There’s a new Danish film coming to town on Friday, and it’s the best film I’ve seen so far this year.

Terribly Happy tells the tale of Copenhagen copper Robert (Jakob Cedergren, looking a bit like a young Donald Sutherland), reassigned after a bitter divorce and a nervous breakdown to the remote Jutland town of Skarrild. Other than some shoplifting, the worst thing that happens in Skarrild is domestic abuse—specifically, the beating of willowy blonde Ingelise (Lene Maria Christensen) by cowboy-hat wearing hubby Jorgen (Kim Bodnia).

Robert’s attempts at intervention run adrift on the rocks of local complacency, but when Ingelise sends him unmistakable signals hinting at her unprofessional interest in him, things get very, very complicated indeed. Blending elements of film noir and the western, Terribly Happy builds to a quietly horrifying conclusion, in which Robert — on the verge of escaping back to Copenhagen — finds himself hopelessly and definitively trapped.

For the last decade or so, Danish film has, for better or worse, been defined and dominated by Lars von Trier and his Dogme Manifesto. Terribly Happy is a reassertion of a more traditional filmmaking model, and it’s successful on almost all fronts.

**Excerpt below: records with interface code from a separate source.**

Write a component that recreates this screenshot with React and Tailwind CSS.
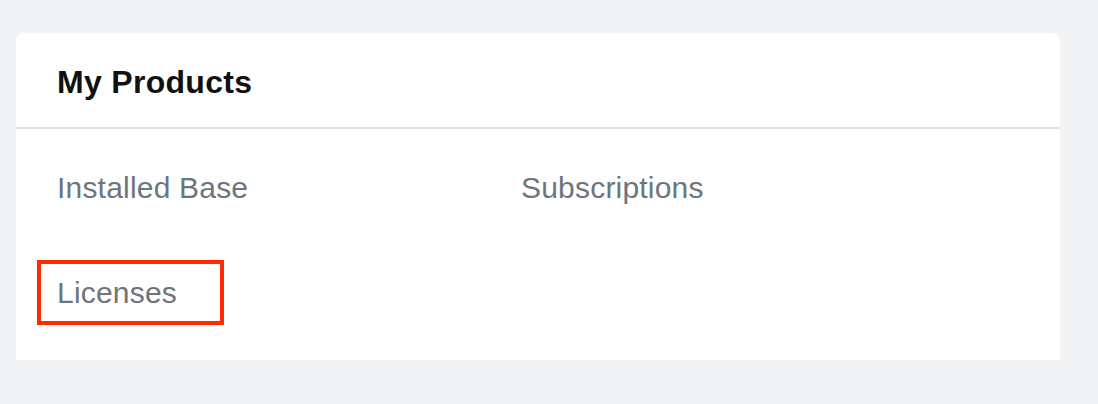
import React from 'react';

const items = ['Installed Base', 'Subscriptions', 'Licenses'];

export default function App() {
  return (
    <div className="w-[1098px] h-[404px] bg-[#f2f3f5] pt-[33px] pl-4" style={{ fontFamily: '"Liberation Sans", Arial, sans-serif' }}>
      <div className="w-[1044px] h-[327px] bg-white rounded-t-lg">
        <div className="h-[96px] flex items-center pt-[4px] px-[41px] border-b-2 border-[#e2e2e2] box-border">
          <h1 className="text-[32px] leading-none font-bold text-[#111] tracking-[0.3px]">My Products</h1>
        </div>
        <div className="grid grid-cols-[464px_1fr] gap-y-[69px] pl-[41px] pt-[41px]">
          {items.map(name => (
            <div key={name} className="text-[30px] leading-[36px] text-[#6d757c] tracking-[0.2px]">
              {name === 'Licenses' ? (
                <span className="relative inline-block">
                  {name}
                  <span className="absolute left-[-20px] right-[-47px] top-[-15px] bottom-[-14px] border-4 border-[#ff2a00]" />
                </span>
              ) : name}
            </div>
          ))}
        </div>
      </div>
    </div>
  );
}
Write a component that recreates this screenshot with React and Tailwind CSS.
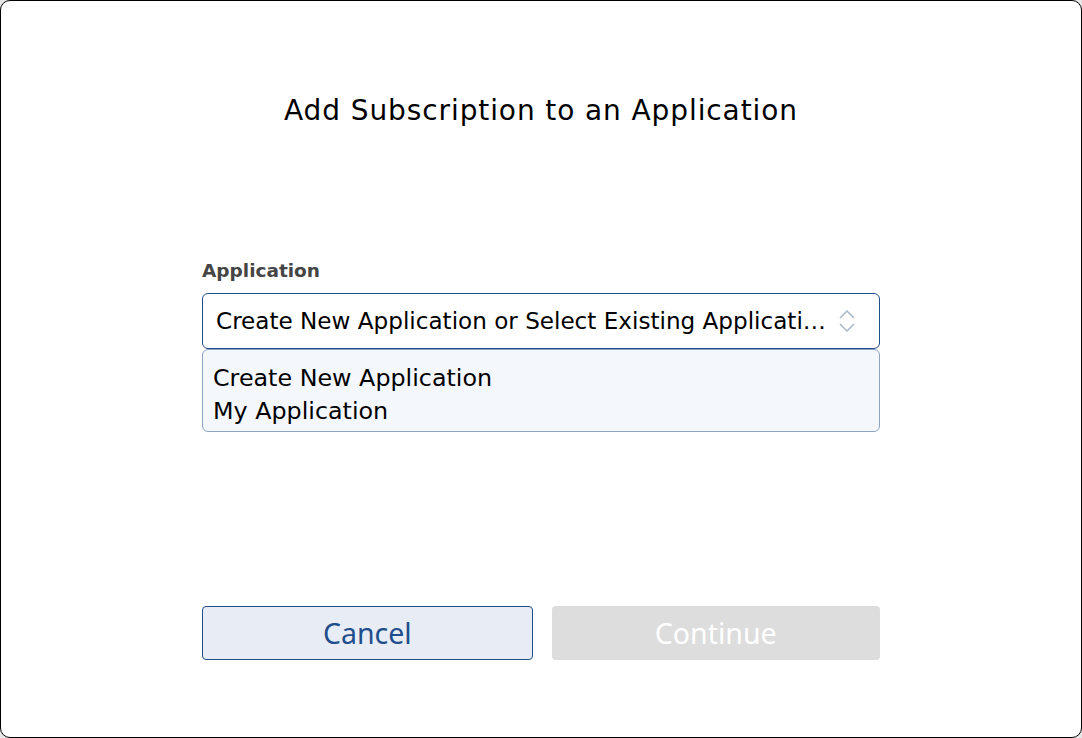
export default function App() {
  const font = { fontFamily: '"DejaVu Sans", "Noto Sans", sans-serif' };
  const btnFont = { fontFamily: '"Noto Sans", "Open Sans", sans-serif' };
  return (
    <div className="w-[1082px] h-[738px] bg-[#e6e6e6]" style={font}>
      <div className="w-full h-full bg-white border border-black rounded-[10px] flex flex-col items-center">
        <h1 className="mt-[92px] text-[28px] leading-[36px] tracking-[0.9px] text-black">
          Add Subscription to an Application
        </h1>

        <div className="mt-[130px] w-[678px] flex flex-col">
          <label className="text-[18.5px] leading-[24px] font-semibold text-[#454545]">Application</label>
          <div className="mt-[10px] h-[56px] border border-[#1f4e8c] rounded-[6px] flex items-center justify-between pl-[13px] pr-[22px]">
            <span className="pt-[1px] whitespace-nowrap text-[23.1px] text-black">
              Create New Application or Select Existing Applicati…
            </span>
            <svg width="20" height="28" viewBox="0 0 20 28" fill="none" stroke="#a9b6c8" strokeWidth="1.5">
              <path d="M3 11 L10 4 L17 11" />
              <path d="M3 17 L10 24 L17 17" />
            </svg>
          </div>
          <div className="h-[83px] bg-[#f4f7fc] border border-[#8ea3c2] rounded-[6px] pl-[10px] pt-[12px] text-[23.8px] leading-[33px] text-black">
            <div>Create New Application</div>
            <div>My Application</div>
          </div>
        </div>

        <div className="mt-[174px] w-[678px] flex gap-[19px]" style={btnFont}>
          <button className="flex-1 h-[54px] bg-[#e8edf5] border border-[#1f4e8c] rounded-[4px] text-[28.5px] text-[#1f4e8c]">
            Cancel
          </button>
          <button className="flex-1 h-[54px] bg-[#dddddd] rounded-[4px] text-[28.5px] text-white">
            Continue
          </button>
        </div>
      </div>
    </div>
  );
}
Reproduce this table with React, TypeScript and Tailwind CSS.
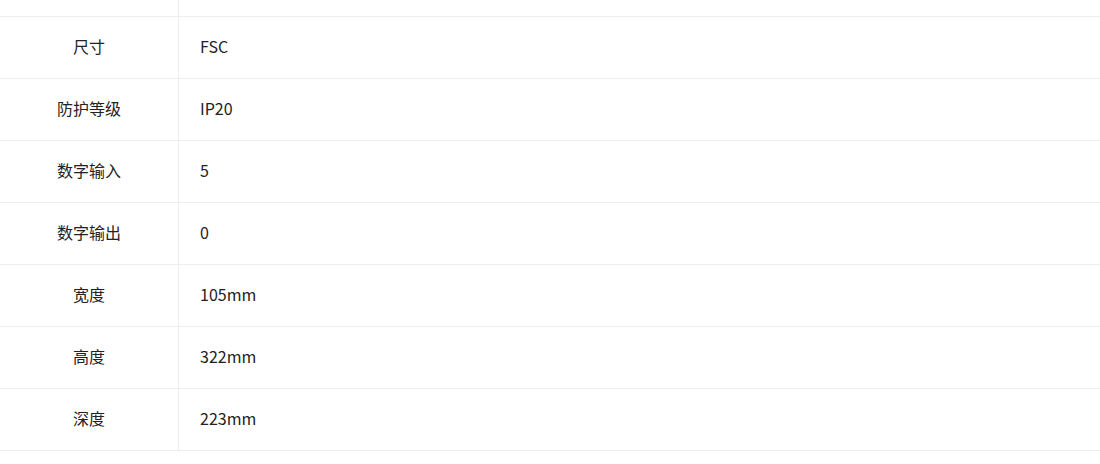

Jorgen Johansson’s cinematography is precise, well-framed, but never flashy, while Kare Bjerko’s elegiac score remains front and center without overwhelming the proceedings.

Though the story (based on a novel by Erling Jepsen, and adapted for the screen by Dunja Fry Jepsen and director Henrik Ruben Genz) asks the viewer to suspend disbelief one too many times, it’s still a neat and cleverly written confection that will keep you engaged and guessing until the final reel.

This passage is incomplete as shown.